I’d say some of my favorites on the Texas scene would be the Randy Rogers Band. They’re just cool, man. They’re really good. I like the Turnpike Troubadours. Singer-songwriters, I like Sean McConnell a lot. Those are some of my favorites. I guess one of my favorites is the new guy up-and-comer William Clark Green.
So what’s next for you?
Well, a lot of stuff, man. We’re basically kicking it into fifth gear, you know. I’m leaving the day after tomorrow and I’m taking my family, and we’re going in an RV that we borrowed from a friend, and we’re going on a twelve-day radio tour.
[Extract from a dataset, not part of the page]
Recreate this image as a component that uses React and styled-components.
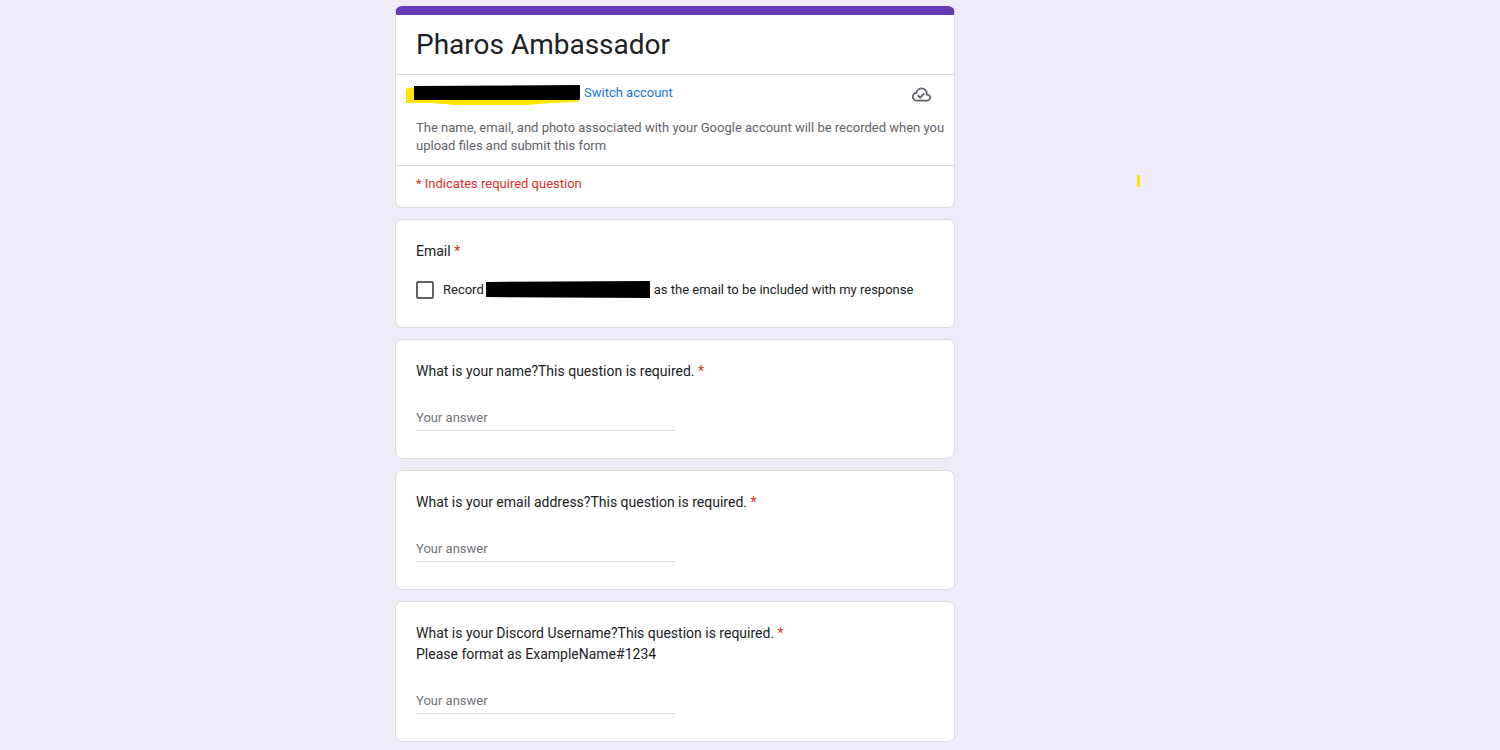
import React, { Component } from "react";
import styled, { createGlobalStyle } from "styled-components";

const borderColor = "#dadce0";
const accent = "#673ab7";
const textColor = "#202124";
const mutedColor = "#5f6368";
const errorColor = "#d93025";

const GlobalStyle = createGlobalStyle`
	* {
		box-sizing: border-box;
	}

	body {
		margin: 0;
		background-color: #f0ebf8;
		color: ${textColor};
		font-family: Roboto, Arial, sans-serif;
		font-size: 13px;
		line-height: 18px;
	}
`;

const Page = styled.main`
	position: relative;
	display: flex;
	justify-content: center;
	min-height: 100vh;
	overflow: hidden;
	padding: 6px 10% 0 0;
`;

const Form = styled.form`
	display: flex;
	flex-direction: column;
	gap: 11px;
	width: 100%;
	max-width: 560px;
`;

const Card = styled.section`
	background-color: white;
	border: 1px solid ${borderColor};
	border-radius: 7px;
`;

const HeaderCard = styled(Card)`
	border-top: 9px solid ${accent};
	overflow: hidden;
`;

const QuestionCard = styled(Card)`
	padding: 21px 20px 27px;
`;

const HeaderRow = styled.div`
	padding: 9px 22px 10px 20px;

	& + & {
		border-top: 1px solid ${borderColor};
	}
`;

const TitleRow = styled.header`
	padding: 10px 20px 9px;
	border-bottom: 1px solid ${borderColor};
`;

const Title = styled.h1`
	margin: 0;
	font-size: 28px;
	font-weight: 400;
	line-height: 40px;
`;

const Account = styled.div`
	display: flex;
	align-items: flex-start;
	margin-bottom: 14px;
`;

const SwitchLink = styled.a`
	flex: 1;
	margin-left: 3px;
	color: #1a73e8;
	text-decoration: none;
`;

const Notice = styled.p`
	margin: 0 -16px 0 0;
	color: ${mutedColor};
`;

const Required = styled.p`
	margin: 0 0 4px;
	color: ${errorColor};
`;

const Star = styled.span`
	color: ${errorColor};
`;

const Question = styled.label`
	display: block;
	font-size: 14px;
	line-height: 21px;
	white-space: pre-line;
`;

const Answer = styled.input`
	display: block;
	width: 50%;
	height: 28px;
	margin-top: 21px;
	padding: 1px 0 0;
	border: none;
	border-bottom: 1px solid ${borderColor};
	outline: none;
	background: none;
	color: ${textColor};
	font: inherit;

	&::placeholder {
		color: #70757a;
		opacity: 1;
	}

	&:focus {
		border-color: ${accent};
	}
`;

const Record = styled.label`
	display: flex;
	align-items: center;
	margin-top: 18px;
`;

const Checkbox = styled.input`
	appearance: none;
	width: 18px;
	height: 18px;
	margin: 0 9px 0 0;
	border: 2px solid ${mutedColor};
	border-radius: 2px;

	&:checked {
		background-color: ${accent};
	}
`;

const Redacted = styled.svg`
	flex: none;
	display: block;
	margin: 0 4px 0 2px;
`;

const Highlighted = styled.svg`
	flex: none;
	display: block;
	margin-left: -10px;
`;

const Marker = styled.span`
	position: absolute;
	top: 175px;
	left: calc(50% + 387px);
	width: 3px;
	height: 12px;
	background-color: #ffe500;
`;

const CloudDone = () => (
	<svg width="21" height="21" viewBox="0 -960 960 960" fill={mutedColor}>
		<path d="m414-280 226-226-58-58-169 169-84-84-57 57 142 142ZM260-160q-91 0-155.5-63T40-377q0-78 47-139t123-78q25-92 100-149t170-57q117 0 198.5 81.5T760-520q69 8 114.5 59.5T920-340q0 75-52.5 127.5T740-160H260Zm0-80h480q42 0 71-29t29-71q0-42-29-71t-71-29h-60v-80q0-83-58.5-141.5T480-720q-83 0-141.5 58.5T280-520h-20q-58 0-99 41t-41 99q0 58 41 99t99 41Z" />
	</svg>
);

const questions = [
	{ id: "name", text: "What is your name?This question is required." },
	{ id: "address", text: "What is your email address?This question is required." },
	{
		id: "discord",
		text: "What is your Discord Username?This question is required.",
		hint: "Please format as ExampleName#1234"
	}
];

class App extends Component {
	render() {
		return (
			<Page>
				<GlobalStyle />
				<Form onSubmit={e => e.preventDefault()}>
					<HeaderCard>
						<TitleRow>
							<Title>Pharos Ambassador</Title>
						</TitleRow>
						<HeaderRow>
							<Account>
								<Highlighted width="175" height="21" viewBox="0 0 175 21">
									<path
										d="M0 5L2 4L8 3L174 2V15L171 18L145 19L120 21H50L25 19L0 19Z"
										fill="#ffe500"
									/>
									<path d="M8 2L174 1V15L173 16H8Z" />
								</Highlighted>
								<SwitchLink href="#switch">Switch account</SwitchLink>
								<CloudDone />
							</Account>
							<Notice>
								The name, email, and photo associated with your Google
								account will be recorded when you upload files and
								submit this form
							</Notice>
						</HeaderRow>
						<HeaderRow>
							<Required>* Indicates required question</Required>
						</HeaderRow>
					</HeaderCard>

					<QuestionCard>
						<Question as="div">
							Email <Star>*</Star>
						</Question>
						<Record>
							<Checkbox type="checkbox" />
							Record
							<Redacted width="164" height="20" viewBox="0 0 164 20">
								<path d="M0 2L164 1V18L0 17Z" />
							</Redacted>
							as the email to be included with my response
						</Record>
					</QuestionCard>

					{questions.map(({ id, text, hint }) => (
						<QuestionCard key={id}>
							<Question htmlFor={id}>
								{text} <Star>*</Star>
								{hint && "\n" + hint}
							</Question>
							<Answer id={id} type="text" placeholder="Your answer" />
						</QuestionCard>
					))}
				</Form>
				<Marker />
			</Page>
		);
	}
}

export default App;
On this twelve-day radio tour we’ll be going through Texas, Louisiana, Mississippi up to Nashville, and then spending a few days in Nashville, and then we’ll go through Bowling Green up to Lexington we’re I’ve got some family, and then we’ll be coming back down hitting a bunch of stations in Tennessee, and then going home by way of Arkansas and Oklahoma, hitting stations as we go. So anyway, it’s my first nationwide radio tour. “Overnight Success” is my first nationwide radio single. We’ve got a video for “Overnight Success” that’s coming out. We’ve been working it to the Texas charts for a couple months now. It’s in the Top 10 on the Texas charts. And that’s just the first single, man. Everybody that’s on my team and my record label – management, publicists, and radio promoters and all those people – we feel like there’s a lot more than just one single on our album. There’s two, five or six, so many to choose from.
So the next year or two is just gonna basically be the busiest I’ve ever been, just working my tail off playing shows every weekend and visiting as many radio stations as I can during the week and just really kicking it in into a higher gear than I’ve ever been in. I’ve never really had a good team behind me. It’s really the first time I’ve ever had the help of good publicists and radio promoters and everybody setting up a bunch of interviews for me and just helping to get the word out. We’re hoping to basically make Overnight Success a reality. I’d like this to be my breakout album, and I’m gonna do anything and everything in my power to get the word out about it.